* Rows from a dataset of pages and code
>> Begin

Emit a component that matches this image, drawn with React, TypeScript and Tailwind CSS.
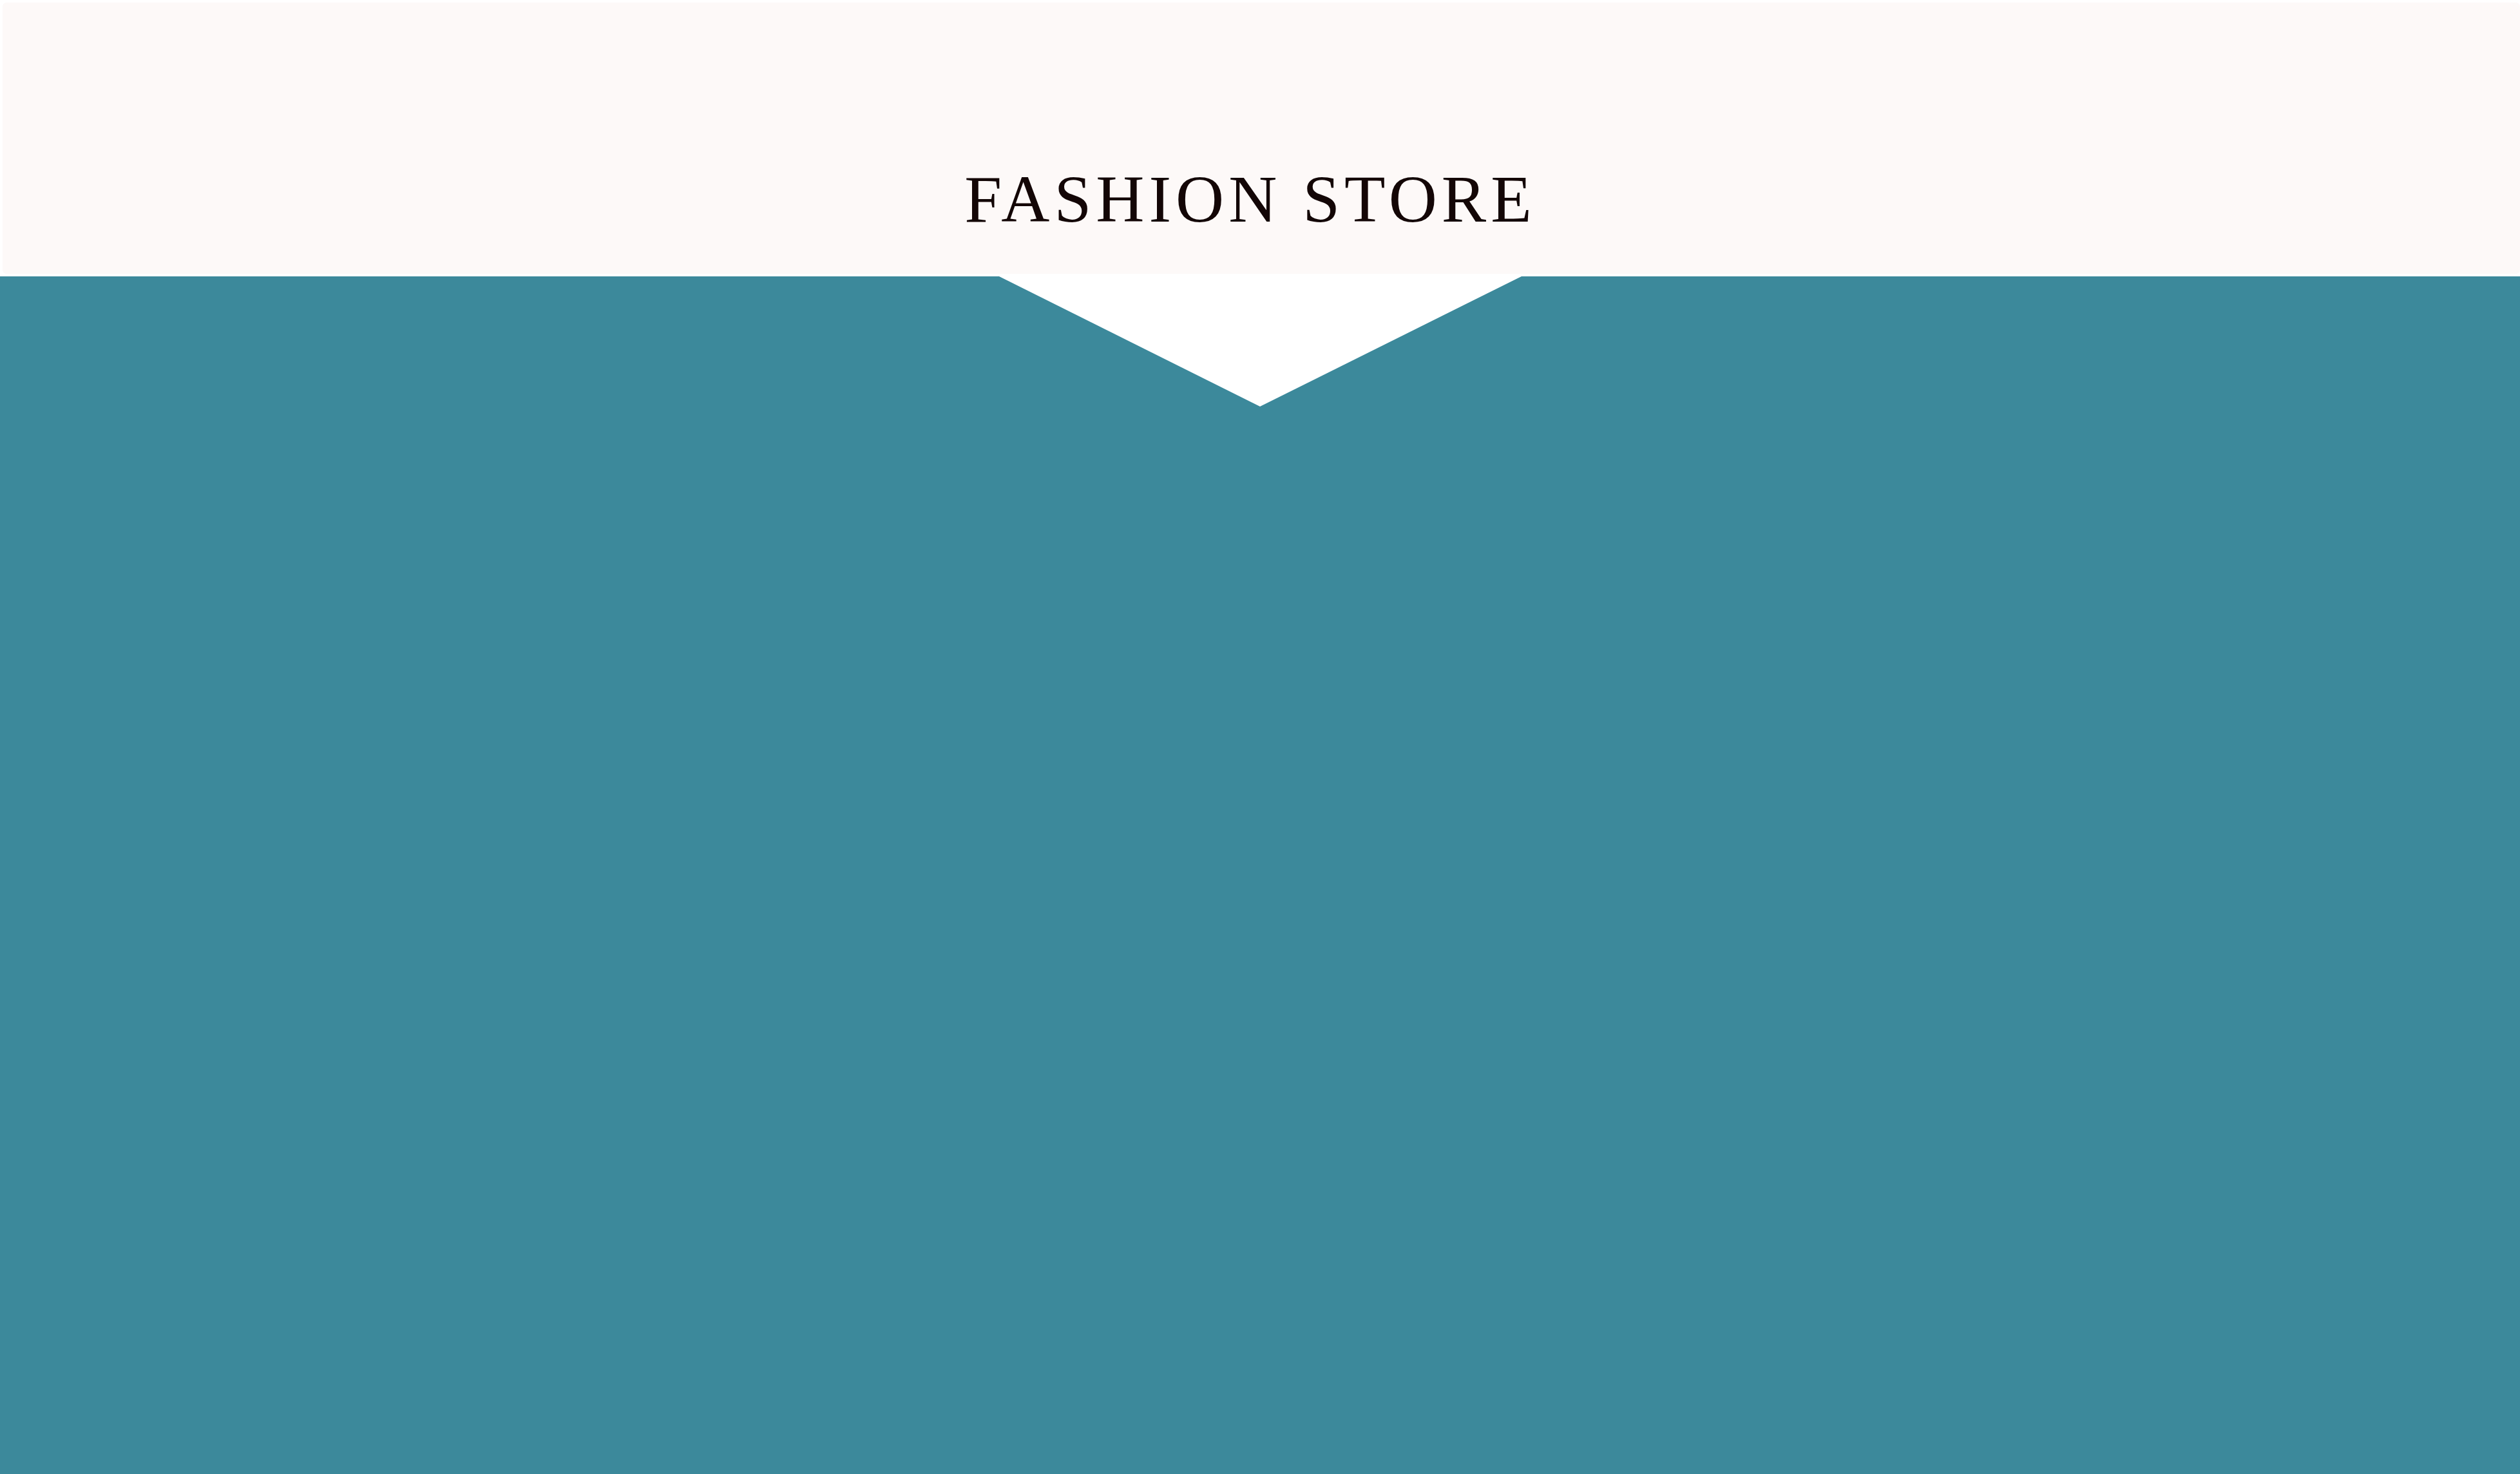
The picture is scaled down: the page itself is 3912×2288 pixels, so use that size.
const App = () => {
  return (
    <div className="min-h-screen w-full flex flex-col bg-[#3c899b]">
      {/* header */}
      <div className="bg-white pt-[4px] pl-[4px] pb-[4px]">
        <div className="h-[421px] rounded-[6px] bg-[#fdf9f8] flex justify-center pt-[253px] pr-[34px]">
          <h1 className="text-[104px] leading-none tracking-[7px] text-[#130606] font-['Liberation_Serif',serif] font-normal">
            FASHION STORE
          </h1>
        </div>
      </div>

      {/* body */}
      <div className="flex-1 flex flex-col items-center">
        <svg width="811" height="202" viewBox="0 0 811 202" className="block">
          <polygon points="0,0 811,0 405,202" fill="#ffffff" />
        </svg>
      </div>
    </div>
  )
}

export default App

>> End
>> Begin

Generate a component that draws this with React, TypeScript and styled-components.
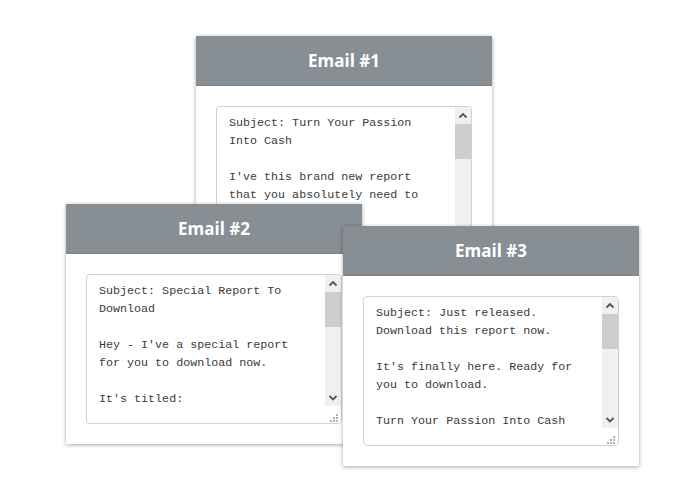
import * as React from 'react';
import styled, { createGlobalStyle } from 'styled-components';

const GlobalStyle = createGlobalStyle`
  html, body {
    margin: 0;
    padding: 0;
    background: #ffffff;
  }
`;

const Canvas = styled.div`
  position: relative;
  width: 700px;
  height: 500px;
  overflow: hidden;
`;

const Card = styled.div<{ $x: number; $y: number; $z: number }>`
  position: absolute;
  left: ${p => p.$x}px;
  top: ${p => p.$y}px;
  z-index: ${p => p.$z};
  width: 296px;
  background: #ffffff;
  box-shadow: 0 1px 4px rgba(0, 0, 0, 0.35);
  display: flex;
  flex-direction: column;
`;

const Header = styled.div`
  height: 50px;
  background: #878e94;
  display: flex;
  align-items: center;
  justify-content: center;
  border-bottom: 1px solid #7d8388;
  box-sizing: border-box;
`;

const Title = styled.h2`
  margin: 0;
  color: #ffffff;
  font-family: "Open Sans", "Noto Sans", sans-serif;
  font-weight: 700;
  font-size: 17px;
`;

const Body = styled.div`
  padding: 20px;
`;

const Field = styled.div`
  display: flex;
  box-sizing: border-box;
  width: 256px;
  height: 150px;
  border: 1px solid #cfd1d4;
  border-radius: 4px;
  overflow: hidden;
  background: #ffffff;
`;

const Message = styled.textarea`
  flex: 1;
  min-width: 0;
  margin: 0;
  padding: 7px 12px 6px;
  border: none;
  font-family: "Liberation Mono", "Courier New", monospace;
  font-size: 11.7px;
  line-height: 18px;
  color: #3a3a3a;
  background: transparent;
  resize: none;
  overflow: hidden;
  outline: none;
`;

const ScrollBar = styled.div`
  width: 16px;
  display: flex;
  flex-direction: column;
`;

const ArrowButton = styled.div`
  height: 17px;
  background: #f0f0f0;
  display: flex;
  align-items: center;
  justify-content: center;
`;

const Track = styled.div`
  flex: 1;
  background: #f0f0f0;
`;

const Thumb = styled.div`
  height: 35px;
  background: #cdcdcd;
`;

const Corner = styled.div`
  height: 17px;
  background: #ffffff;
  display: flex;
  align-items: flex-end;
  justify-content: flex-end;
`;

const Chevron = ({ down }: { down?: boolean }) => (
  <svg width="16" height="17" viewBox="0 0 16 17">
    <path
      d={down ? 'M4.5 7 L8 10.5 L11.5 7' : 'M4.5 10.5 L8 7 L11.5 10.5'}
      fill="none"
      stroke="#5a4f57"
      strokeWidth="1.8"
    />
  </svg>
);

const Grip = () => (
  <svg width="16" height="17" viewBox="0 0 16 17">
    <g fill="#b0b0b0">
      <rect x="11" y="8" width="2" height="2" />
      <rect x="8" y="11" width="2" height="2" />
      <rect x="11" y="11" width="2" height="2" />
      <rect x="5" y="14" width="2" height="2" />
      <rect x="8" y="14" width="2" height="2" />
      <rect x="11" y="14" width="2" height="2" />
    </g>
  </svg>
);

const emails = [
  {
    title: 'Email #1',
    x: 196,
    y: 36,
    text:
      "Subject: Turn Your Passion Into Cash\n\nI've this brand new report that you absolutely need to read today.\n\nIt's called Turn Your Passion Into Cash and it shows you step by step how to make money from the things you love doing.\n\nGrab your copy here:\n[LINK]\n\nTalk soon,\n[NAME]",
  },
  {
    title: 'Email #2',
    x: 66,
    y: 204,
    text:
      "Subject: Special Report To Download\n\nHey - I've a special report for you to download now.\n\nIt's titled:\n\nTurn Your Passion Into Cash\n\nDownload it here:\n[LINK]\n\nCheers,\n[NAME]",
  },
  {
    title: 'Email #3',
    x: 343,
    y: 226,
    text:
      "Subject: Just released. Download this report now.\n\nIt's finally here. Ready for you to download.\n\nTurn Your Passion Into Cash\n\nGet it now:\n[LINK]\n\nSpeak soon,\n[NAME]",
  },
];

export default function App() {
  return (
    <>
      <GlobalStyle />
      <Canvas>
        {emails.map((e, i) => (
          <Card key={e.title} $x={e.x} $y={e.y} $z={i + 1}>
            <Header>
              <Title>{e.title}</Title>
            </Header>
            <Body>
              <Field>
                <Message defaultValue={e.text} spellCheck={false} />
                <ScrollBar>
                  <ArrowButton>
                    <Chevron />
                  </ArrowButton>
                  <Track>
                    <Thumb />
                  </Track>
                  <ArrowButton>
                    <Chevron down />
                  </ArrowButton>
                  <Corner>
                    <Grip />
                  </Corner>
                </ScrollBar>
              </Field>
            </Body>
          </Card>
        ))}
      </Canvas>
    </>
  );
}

>> End

Only the lines from the one with "Emit a component" down to the one with "export default App" belong in your copy, both ends included; write them out exactly and skip any pictures.

Emit a component that matches this image, drawn with React, TypeScript and Tailwind CSS.
The picture is scaled down: the page itself is 3912×2288 pixels, so use that size.
const App = () => {
  return (
    <div className="min-h-screen w-full flex flex-col bg-[#3c899b]">
      {/* header */}
      <div className="bg-white pt-[4px] pl-[4px] pb-[4px]">
        <div className="h-[421px] rounded-[6px] bg-[#fdf9f8] flex justify-center pt-[253px] pr-[34px]">
          <h1 className="text-[104px] leading-none tracking-[7px] text-[#130606] font-['Liberation_Serif',serif] font-normal">
            FASHION STORE
          </h1>
        </div>
      </div>

      {/* body */}
      <div className="flex-1 flex flex-col items-center">
        <svg width="811" height="202" viewBox="0 0 811 202" className="block">
          <polygon points="0,0 811,0 405,202" fill="#ffffff" />
        </svg>
      </div>
    </div>
  )
}

export default App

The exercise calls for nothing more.